After work there’s always time to hang-out before dinner, take a shower, visit with community folks, play baseball or other games with local youth. Sometimes, we take short close-to-home hikes or head into Tok. In the evenings we may learn traditional crafts such as beading, drumming, woodcarving from villagers, or we might join a steam bath with our friends. Several evenings each week after dinner, we set aside time to meet as a group of volunteers. This is a slow-down time to speak and listen to each other, share our reactions to the day or iron out occasional issues together. You’ll have the opportunity to call home once a week.
In Alaska the sun never really sets in July! It gets about as dark as early dusk in the lower 48 states. We’ll follow the rhythms of Alaskans in summer, which means our days our long and that there will be plenty of opportunities to explore and learn about Alaska Athabascan culture and to mix and mingle with the community. We’ll join community picnics (dining on fresh salmon, moose or caribou), go to a fish wheel by the river to watch people collect the day’s catch, visit a friend who has a smoke house and sled dogs, trek to an old village site to see wildlife.

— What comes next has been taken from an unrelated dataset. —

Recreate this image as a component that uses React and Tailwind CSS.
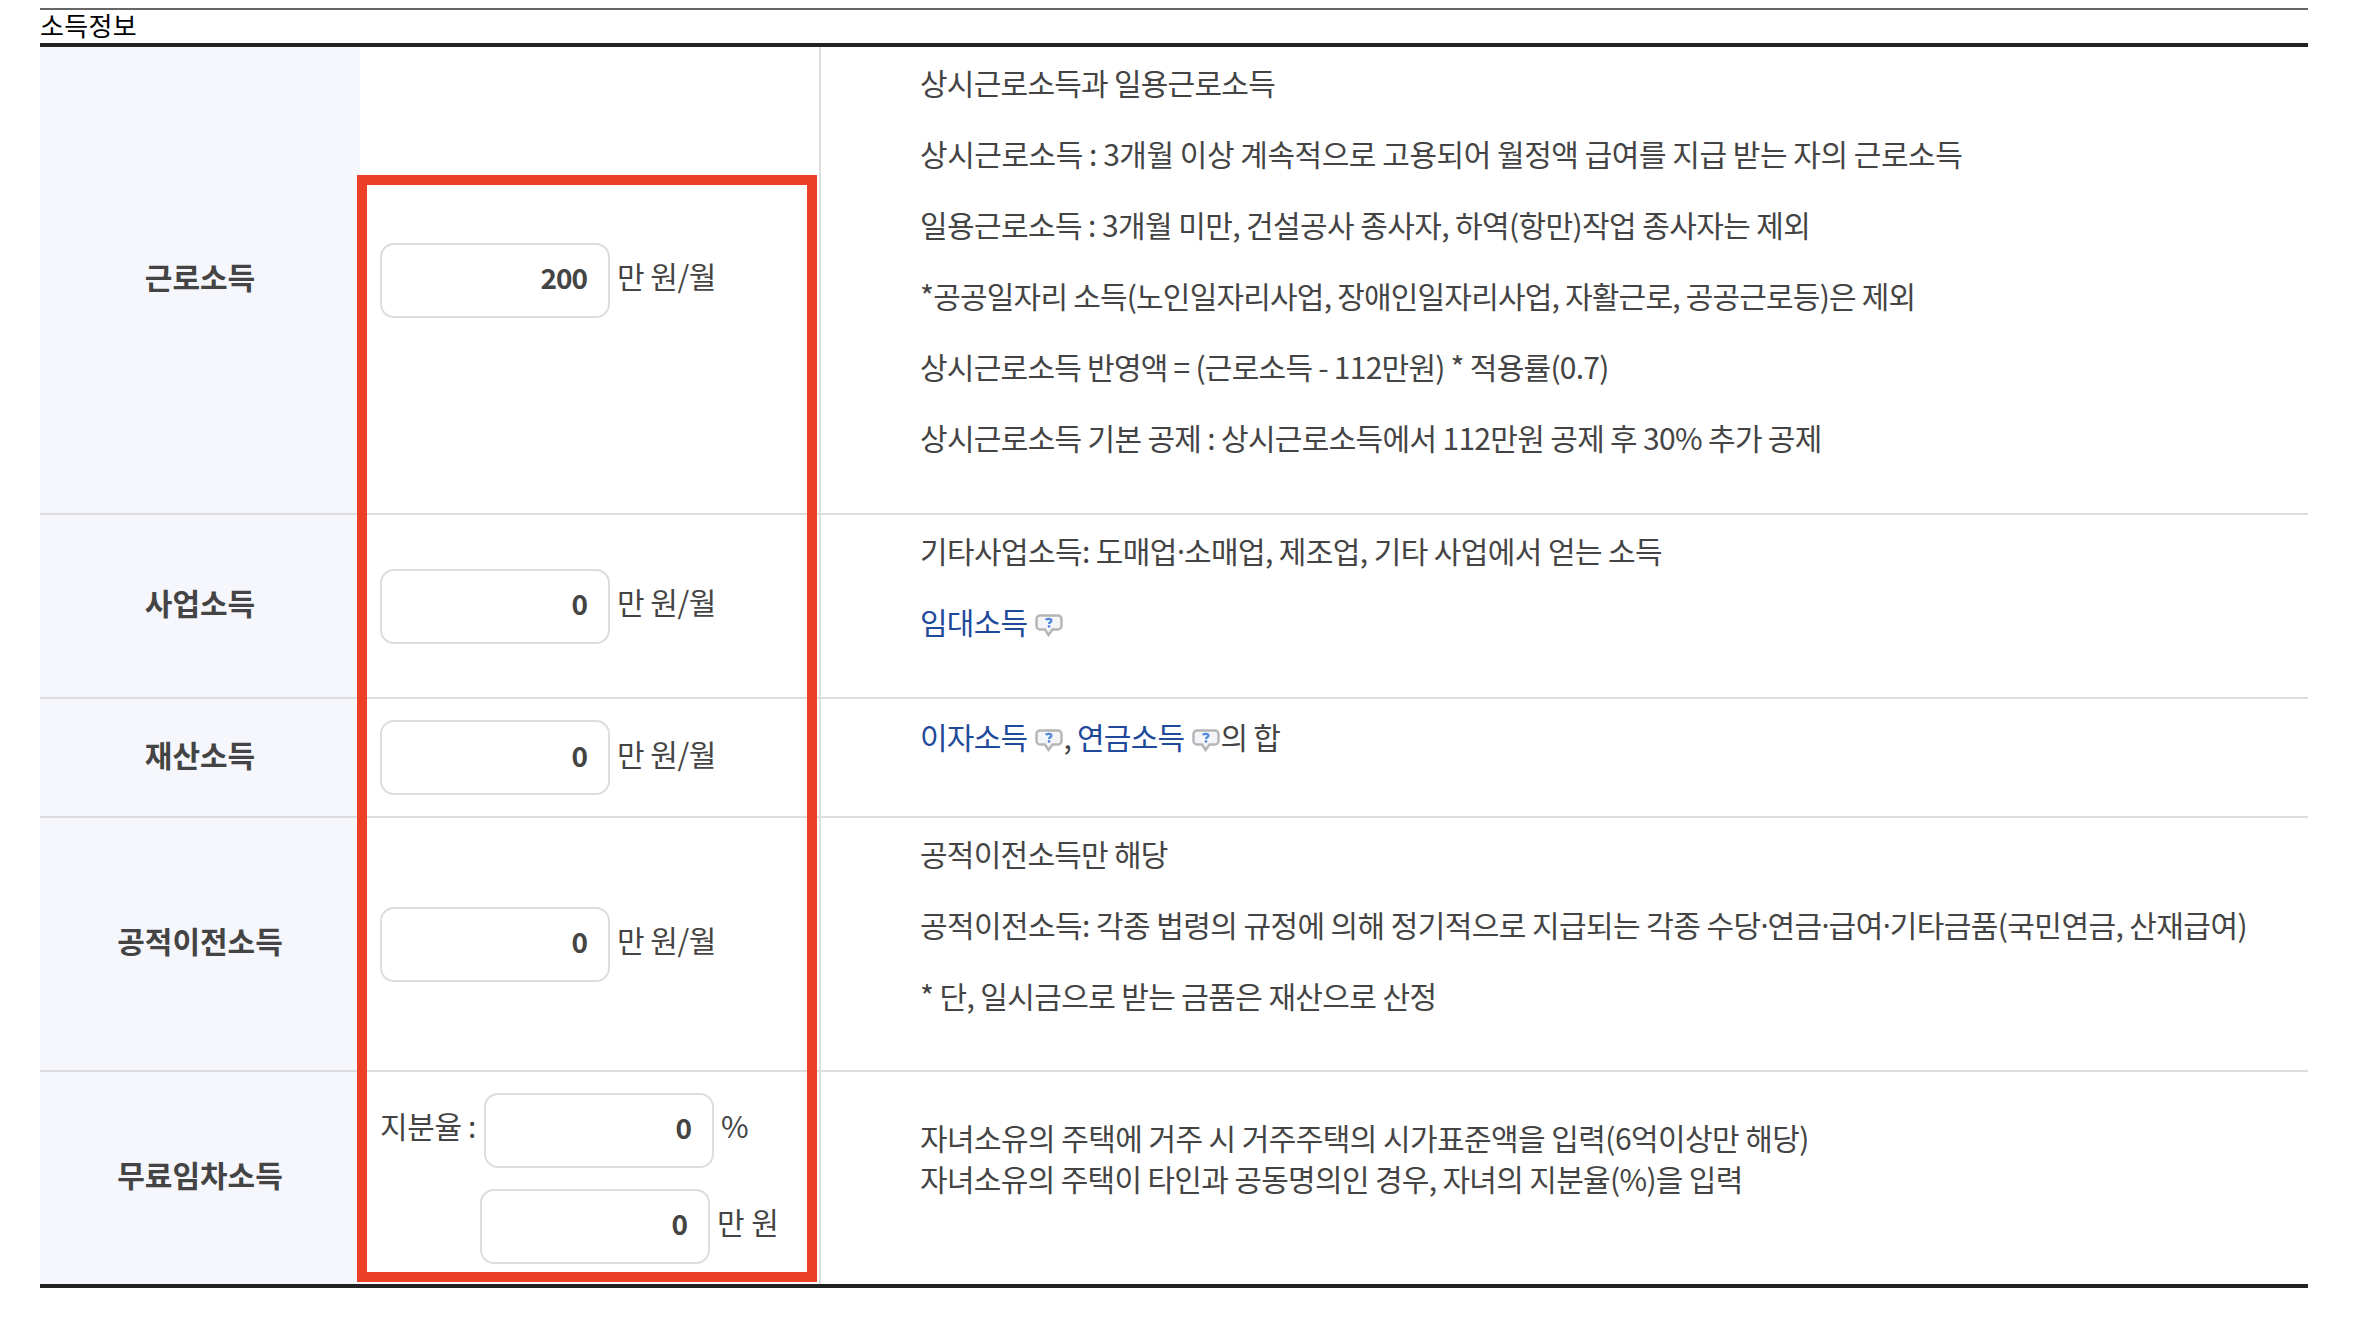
const font = '"Noto Sans CJK KR", "Noto Sans", sans-serif';

function Help() {
  return (
    <svg viewBox="0 0 28 23" className="inline-block w-[28px] h-[23px] align-[-3px] mx-[8px]">
      <path d="M5 1.5h18a3.5 3.5 0 0 1 3.5 3.5v7a3.5 3.5 0 0 1-3.5 3.5h-5.500L13.500 21 10 15.500H5A3.500 3.500 0 0 1 1.500 12V5A3.500 3.500 0 0 1 5 1.500z" fill="#f4f5f8" stroke="#b5b5b5" strokeWidth="2.400" />
      <path d="M10.800 6c.6-1.500 5.400-1.800 5.700.4.3 1.800-2.500 1.800-2.500 3.600" fill="none" stroke="#4f86dc" strokeWidth="2.200" />
      <rect x="12.800" y="11.200" width="2.400" height="2.400" fill="#4f86dc" />
    </svg>
  );
}

function Box({ value, className = "" }) {
  return (
    <div className={`w-[230px] h-[75px] border-2 border-[#dddddd] rounded-[14px] bg-white flex items-center justify-end pr-[21px] pb-[6px] font-bold text-[28px] tracking-[-1px] text-[#444444] shrink-0 ${className}`}>
      {value}
    </div>
  );
}

function Amount({ value, unit = "만 원/월" }) {
  return (
    <div className="flex items-center">
      <Box value={value} />
      <span className="ml-[7px] -mt-[9px] whitespace-nowrap tracking-[-0.5px]">{unit}</span>
    </div>
  );
}

function Row({ label, heightClass, noteClass = "", first = false, control, children }) {
  return (
    <div className={`flex ${heightClass} ${first ? "" : "border-t-2 border-[#dddddd]"}`}>
      <div className="w-[320px] shrink-0 bg-[#f5f7fc] flex items-center justify-center font-bold text-[#444444]">
        <span className="-mt-[7px]">{label}</span>
      </div>
      <div className="w-[461px] shrink-0 border-r-2 border-[#dddddd] pl-[20px] flex flex-col justify-center">
        {control}
      </div>
      <div className={`flex-1 pl-[99px] tracking-[-0.75px] whitespace-nowrap ${noteClass}`}>{children}</div>
    </div>
  );
}

function Line({ children, className = "" }) {
  return <p className={`h-[71px] leading-[71px] ${className}`}>{children}</p>;
}

const Dot = () => <span className="tracking-[-1px]" style={{ fontFamily: '"Noto Sans", sans-serif' }}>·</span>;
const Link = ({ children }) => <span className="text-[#1f4a9a]">{children}</span>;

export default function App() {
  return (
    <div className="w-[2358px] h-[1320px] bg-white pt-[8px] pl-[40px] pr-[50px] text-[30px] text-[#444444] overflow-hidden relative" style={{ fontFamily: font }}>
      <div className="border-t-2 border-[#666666] h-[33px] border-b-4 border-b-[#222222] box-content">
        <div className="text-[26px] leading-[33px] text-black tracking-[0.3px] h-[33px] -mt-[2px]">소득정보</div>
      </div>
      <div className="border-b-4 border-[#222222]">
        <Row first label="근로소득" heightClass="h-[466px]" control={<Amount value="200" />}>
          <Line>상시근로소득과 일용근로소득</Line>
          <Line className="tracking-[-0.47px]">상시근로소득 : 3개월 이상 계속적으로 고용되어 월정액 급여를 지급 받는 자의 근로소득</Line>
          <Line className="tracking-[-0.6px]">일용근로소득 : 3개월 미만, 건설공사 종사자, 하역(항만)작업 종사자는 제외</Line>
          <Line className="tracking-[-0.8px]">*공공일자리 소득(노인일자리사업, 장애인일자리사업, 자활근로, 공공근로등)은 제외</Line>
          <Line>상시근로소득 반영액 = (근로소득 - 112만원) * 적용률(0.7)</Line>
          <Line className="tracking-[-0.68px]">상시근로소득 기본 공제 : 상시근로소득에서 112만원 공제 후 30% 추가 공제</Line>
        </Row>
        <Row label="사업소득" heightClass="h-[184px]" control={<Amount value="0" />}>
          <Line className="tracking-[-0.6px]">기타사업소득: 도매업<Dot />소매업, 제조업, 기타 사업에서 얻는 소득</Line>
          <Line><Link>임대소득</Link><Help /></Line>
        </Row>
        <Row label="재산소득" heightClass="h-[119px]" noteClass="pt-[2px]" control={<Amount value="0" />}>
          <Line><Link>이자소득</Link><Help /><span className="-ml-[8px]">, </span><Link>연금소득</Link><Help /><span className="-ml-[8px]">의 합</span></Line>
        </Row>
        <Row label="공적이전소득" heightClass="h-[254px]" control={<Amount value="0" />}>
          <Line>공적이전소득만 해당</Line>
          <Line className="tracking-[-0.58px]">공적이전소득: 각종 법령의 규정에 의해 정기적으로 지급되는 각종 수당<Dot />연금<Dot />급여<Dot />기타금품(국민연금, 산재급여)</Line>
          <Line className="tracking-[-0.62px]">* 단, 일시금으로 받는 금품은 재산으로 산정</Line>
        </Row>
        <Row
          label="무료임차소득"
          heightClass="h-[214px]"
          noteClass="flex flex-col justify-center leading-[41px] pb-[41px]"
          control={
            <div className="flex flex-col gap-[21px]">
              <div className="flex items-center">
                <span className="w-[104px] -mt-[9px] whitespace-nowrap tracking-[-0.4px]">지분율 :</span>
                <Box value="0" />
                <span className="ml-[7px] -mt-[9px]">%</span>
              </div>
              <div className="flex items-center pl-[100px]">
                <Box value="0" />
                <span className="ml-[7px] -mt-[9px] whitespace-nowrap">만 원</span>
              </div>
            </div>
          }
        >
          <p className="tracking-[-0.58px]">자녀소유의 주택에 거주 시 거주주택의 시가표준액을 입력(6억이상만 해당)</p>
          <p className="tracking-[-0.68px]">자녀소유의 주택이 타인과 공동명의인 경우, 자녀의 지분율(%)을 입력</p>
        </Row>
      </div>
      <div className="absolute left-[357px] top-[175px] w-[460px] h-[1107px] border-[10px] border-[#ec4027] pointer-events-none" />
    </div>
  );
}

The weekends are all about exploration. You will go backpacking for three days and two nights into wilderness areas, such as Lost Creek in the Wrangell Mountains or Bone Creek in the Mentasta Mountains. There will be an ice climbing excursion with St. Elias Alpine Guides on the Root Glacier that we mix with a hike and visits to the historic copper mining towns of McCarthy and Kennicott. The wildlife is always on view: moose, caribou, bald eagles and other bird, and maybe even bears---from a good, long safe distance.